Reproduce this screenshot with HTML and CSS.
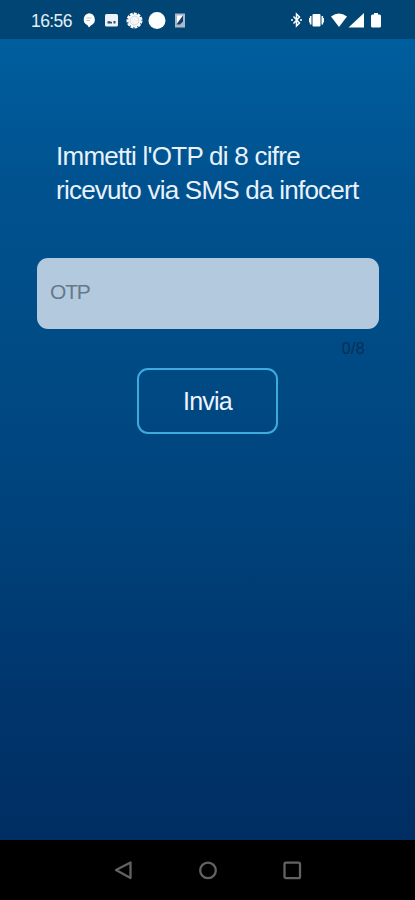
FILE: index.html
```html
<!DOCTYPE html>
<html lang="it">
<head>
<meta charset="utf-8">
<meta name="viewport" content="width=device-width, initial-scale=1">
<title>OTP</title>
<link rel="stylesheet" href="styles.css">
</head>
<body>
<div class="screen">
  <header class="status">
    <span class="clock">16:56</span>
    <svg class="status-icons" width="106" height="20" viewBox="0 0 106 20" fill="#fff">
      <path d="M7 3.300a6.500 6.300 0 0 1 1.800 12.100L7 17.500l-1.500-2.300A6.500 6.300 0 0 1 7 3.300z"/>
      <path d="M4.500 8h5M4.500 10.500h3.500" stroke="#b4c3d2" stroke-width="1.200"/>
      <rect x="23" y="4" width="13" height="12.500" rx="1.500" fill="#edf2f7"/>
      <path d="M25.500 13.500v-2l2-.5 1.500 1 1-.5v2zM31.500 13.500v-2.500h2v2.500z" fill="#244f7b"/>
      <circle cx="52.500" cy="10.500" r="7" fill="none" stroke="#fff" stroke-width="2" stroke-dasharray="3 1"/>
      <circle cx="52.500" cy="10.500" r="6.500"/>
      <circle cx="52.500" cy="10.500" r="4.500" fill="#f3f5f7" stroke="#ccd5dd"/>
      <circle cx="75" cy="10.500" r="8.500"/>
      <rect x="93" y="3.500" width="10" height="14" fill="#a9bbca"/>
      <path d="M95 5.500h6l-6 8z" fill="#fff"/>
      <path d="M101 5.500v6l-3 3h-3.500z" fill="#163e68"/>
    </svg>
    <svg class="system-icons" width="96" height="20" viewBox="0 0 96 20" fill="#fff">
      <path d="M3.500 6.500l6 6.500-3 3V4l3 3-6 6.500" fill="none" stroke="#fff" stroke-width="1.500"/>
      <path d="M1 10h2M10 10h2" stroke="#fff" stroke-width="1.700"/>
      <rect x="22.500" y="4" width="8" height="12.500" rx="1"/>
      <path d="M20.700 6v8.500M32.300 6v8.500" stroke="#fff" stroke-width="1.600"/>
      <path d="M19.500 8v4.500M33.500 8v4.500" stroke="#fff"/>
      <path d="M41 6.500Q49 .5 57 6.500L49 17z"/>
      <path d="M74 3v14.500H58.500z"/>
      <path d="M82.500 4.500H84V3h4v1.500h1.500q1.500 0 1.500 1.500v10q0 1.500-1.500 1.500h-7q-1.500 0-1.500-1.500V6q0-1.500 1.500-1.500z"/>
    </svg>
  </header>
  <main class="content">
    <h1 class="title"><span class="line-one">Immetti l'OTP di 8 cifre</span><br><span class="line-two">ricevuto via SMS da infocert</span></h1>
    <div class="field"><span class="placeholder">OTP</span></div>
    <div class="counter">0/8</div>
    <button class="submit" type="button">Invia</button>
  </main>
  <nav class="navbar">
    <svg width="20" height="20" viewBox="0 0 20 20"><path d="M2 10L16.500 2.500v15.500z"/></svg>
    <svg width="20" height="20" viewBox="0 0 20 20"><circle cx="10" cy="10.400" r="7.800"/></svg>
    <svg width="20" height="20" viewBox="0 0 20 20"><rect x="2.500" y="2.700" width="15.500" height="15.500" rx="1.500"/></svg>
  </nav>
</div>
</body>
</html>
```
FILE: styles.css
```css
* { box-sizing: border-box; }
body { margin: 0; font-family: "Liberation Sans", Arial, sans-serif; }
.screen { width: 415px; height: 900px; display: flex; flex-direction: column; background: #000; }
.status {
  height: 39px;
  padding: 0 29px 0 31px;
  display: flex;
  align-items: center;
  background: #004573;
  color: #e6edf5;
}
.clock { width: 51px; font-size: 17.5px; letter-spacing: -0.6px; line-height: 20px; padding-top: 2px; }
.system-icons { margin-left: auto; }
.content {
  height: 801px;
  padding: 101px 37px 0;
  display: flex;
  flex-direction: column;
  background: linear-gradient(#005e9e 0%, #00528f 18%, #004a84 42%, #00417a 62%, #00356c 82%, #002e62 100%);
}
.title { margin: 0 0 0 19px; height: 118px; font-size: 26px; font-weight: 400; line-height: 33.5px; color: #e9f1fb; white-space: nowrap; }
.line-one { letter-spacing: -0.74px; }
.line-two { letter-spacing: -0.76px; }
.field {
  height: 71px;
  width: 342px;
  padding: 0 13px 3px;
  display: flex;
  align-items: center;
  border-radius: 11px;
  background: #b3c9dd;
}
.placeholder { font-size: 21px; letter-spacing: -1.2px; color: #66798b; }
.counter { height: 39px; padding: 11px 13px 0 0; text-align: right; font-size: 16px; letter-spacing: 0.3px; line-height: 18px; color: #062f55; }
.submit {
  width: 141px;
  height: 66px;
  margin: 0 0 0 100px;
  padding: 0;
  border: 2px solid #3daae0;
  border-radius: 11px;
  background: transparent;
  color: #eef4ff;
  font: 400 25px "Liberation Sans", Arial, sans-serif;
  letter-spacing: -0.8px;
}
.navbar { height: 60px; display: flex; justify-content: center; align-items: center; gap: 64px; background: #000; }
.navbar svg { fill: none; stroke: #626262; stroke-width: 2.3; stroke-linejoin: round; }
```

> _AIM_
Reproduce all of the data exactly; the pictures do not belong in the copy.

> _IN RESPONSE_
Reproduce this screenshot with HTML and CSS.
FILE: index.html
```html
<!DOCTYPE html>
<html lang="it">
<head>
<meta charset="utf-8">
<meta name="viewport" content="width=device-width, initial-scale=1">
<title>OTP</title>
<link rel="stylesheet" href="styles.css">
</head>
<body>
<div class="screen">
  <header class="status">
    <span class="clock">16:56</span>
    <svg class="status-icons" width="106" height="20" viewBox="0 0 106 20" fill="#fff">
      <path d="M7 3.300a6.500 6.300 0 0 1 1.800 12.100L7 17.500l-1.500-2.300A6.500 6.300 0 0 1 7 3.300z"/>
      <path d="M4.500 8h5M4.500 10.500h3.500" stroke="#b4c3d2" stroke-width="1.200"/>
      <rect x="23" y="4" width="13" height="12.500" rx="1.500" fill="#edf2f7"/>
      <path d="M25.500 13.500v-2l2-.5 1.500 1 1-.5v2zM31.500 13.500v-2.500h2v2.500z" fill="#244f7b"/>
      <circle cx="52.500" cy="10.500" r="7" fill="none" stroke="#fff" stroke-width="2" stroke-dasharray="3 1"/>
      <circle cx="52.500" cy="10.500" r="6.500"/>
      <circle cx="52.500" cy="10.500" r="4.500" fill="#f3f5f7" stroke="#ccd5dd"/>
      <circle cx="75" cy="10.500" r="8.500"/>
      <rect x="93" y="3.500" width="10" height="14" fill="#a9bbca"/>
      <path d="M95 5.500h6l-6 8z" fill="#fff"/>
      <path d="M101 5.500v6l-3 3h-3.500z" fill="#163e68"/>
    </svg>
    <svg class="system-icons" width="96" height="20" viewBox="0 0 96 20" fill="#fff">
      <path d="M3.500 6.500l6 6.500-3 3V4l3 3-6 6.500" fill="none" stroke="#fff" stroke-width="1.500"/>
      <path d="M1 10h2M10 10h2" stroke="#fff" stroke-width="1.700"/>
      <rect x="22.500" y="4" width="8" height="12.500" rx="1"/>
      <path d="M20.700 6v8.500M32.300 6v8.500" stroke="#fff" stroke-width="1.600"/>
      <path d="M19.500 8v4.500M33.500 8v4.500" stroke="#fff"/>
      <path d="M41 6.500Q49 .5 57 6.500L49 17z"/>
      <path d="M74 3v14.500H58.500z"/>
      <path d="M82.500 4.500H84V3h4v1.500h1.500q1.500 0 1.500 1.500v10q0 1.500-1.500 1.500h-7q-1.500 0-1.500-1.500V6q0-1.500 1.500-1.500z"/>
    </svg>
  </header>
  <main class="content">
    <h1 class="title"><span class="line-one">Immetti l'OTP di 8 cifre</span><br><span class="line-two">ricevuto via SMS da infocert</span></h1>
    <div class="field"><span class="placeholder">OTP</span></div>
    <div class="counter">0/8</div>
    <button class="submit" type="button">Invia</button>
  </main>
  <nav class="navbar">
    <svg width="20" height="20" viewBox="0 0 20 20"><path d="M2 10L16.500 2.500v15.500z"/></svg>
    <svg width="20" height="20" viewBox="0 0 20 20"><circle cx="10" cy="10.400" r="7.800"/></svg>
    <svg width="20" height="20" viewBox="0 0 20 20"><rect x="2.500" y="2.700" width="15.500" height="15.500" rx="1.500"/></svg>
  </nav>
</div>
</body>
</html>
```
FILE: styles.css
```css
* { box-sizing: border-box; }
body { margin: 0; font-family: "Liberation Sans", Arial, sans-serif; }
.screen { width: 415px; height: 900px; display: flex; flex-direction: column; background: #000; }
.status {
  height: 39px;
  padding: 0 29px 0 31px;
  display: flex;
  align-items: center;
  background: #004573;
  color: #e6edf5;
}
.clock { width: 51px; font-size: 17.5px; letter-spacing: -0.6px; line-height: 20px; padding-top: 2px; }
.system-icons { margin-left: auto; }
.content {
  height: 801px;
  padding: 101px 37px 0;
  display: flex;
  flex-direction: column;
  background: linear-gradient(#005e9e 0%, #00528f 18%, #004a84 42%, #00417a 62%, #00356c 82%, #002e62 100%);
}
.title { margin: 0 0 0 19px; height: 118px; font-size: 26px; font-weight: 400; line-height: 33.5px; color: #e9f1fb; white-space: nowrap; }
.line-one { letter-spacing: -0.74px; }
.line-two { letter-spacing: -0.76px; }
.field {
  height: 71px;
  width: 342px;
  padding: 0 13px 3px;
  display: flex;
  align-items: center;
  border-radius: 11px;
  background: #b3c9dd;
}
.placeholder { font-size: 21px; letter-spacing: -1.2px; color: #66798b; }
.counter { height: 39px; padding: 11px 13px 0 0; text-align: right; font-size: 16px; letter-spacing: 0.3px; line-height: 18px; color: #062f55; }
.submit {
  width: 141px;
  height: 66px;
  margin: 0 0 0 100px;
  padding: 0;
  border: 2px solid #3daae0;
  border-radius: 11px;
  background: transparent;
  color: #eef4ff;
  font: 400 25px "Liberation Sans", Arial, sans-serif;
  letter-spacing: -0.8px;
}
.navbar { height: 60px; display: flex; justify-content: center; align-items: center; gap: 64px; background: #000; }
.navbar svg { fill: none; stroke: #626262; stroke-width: 2.3; stroke-linejoin: round; }
```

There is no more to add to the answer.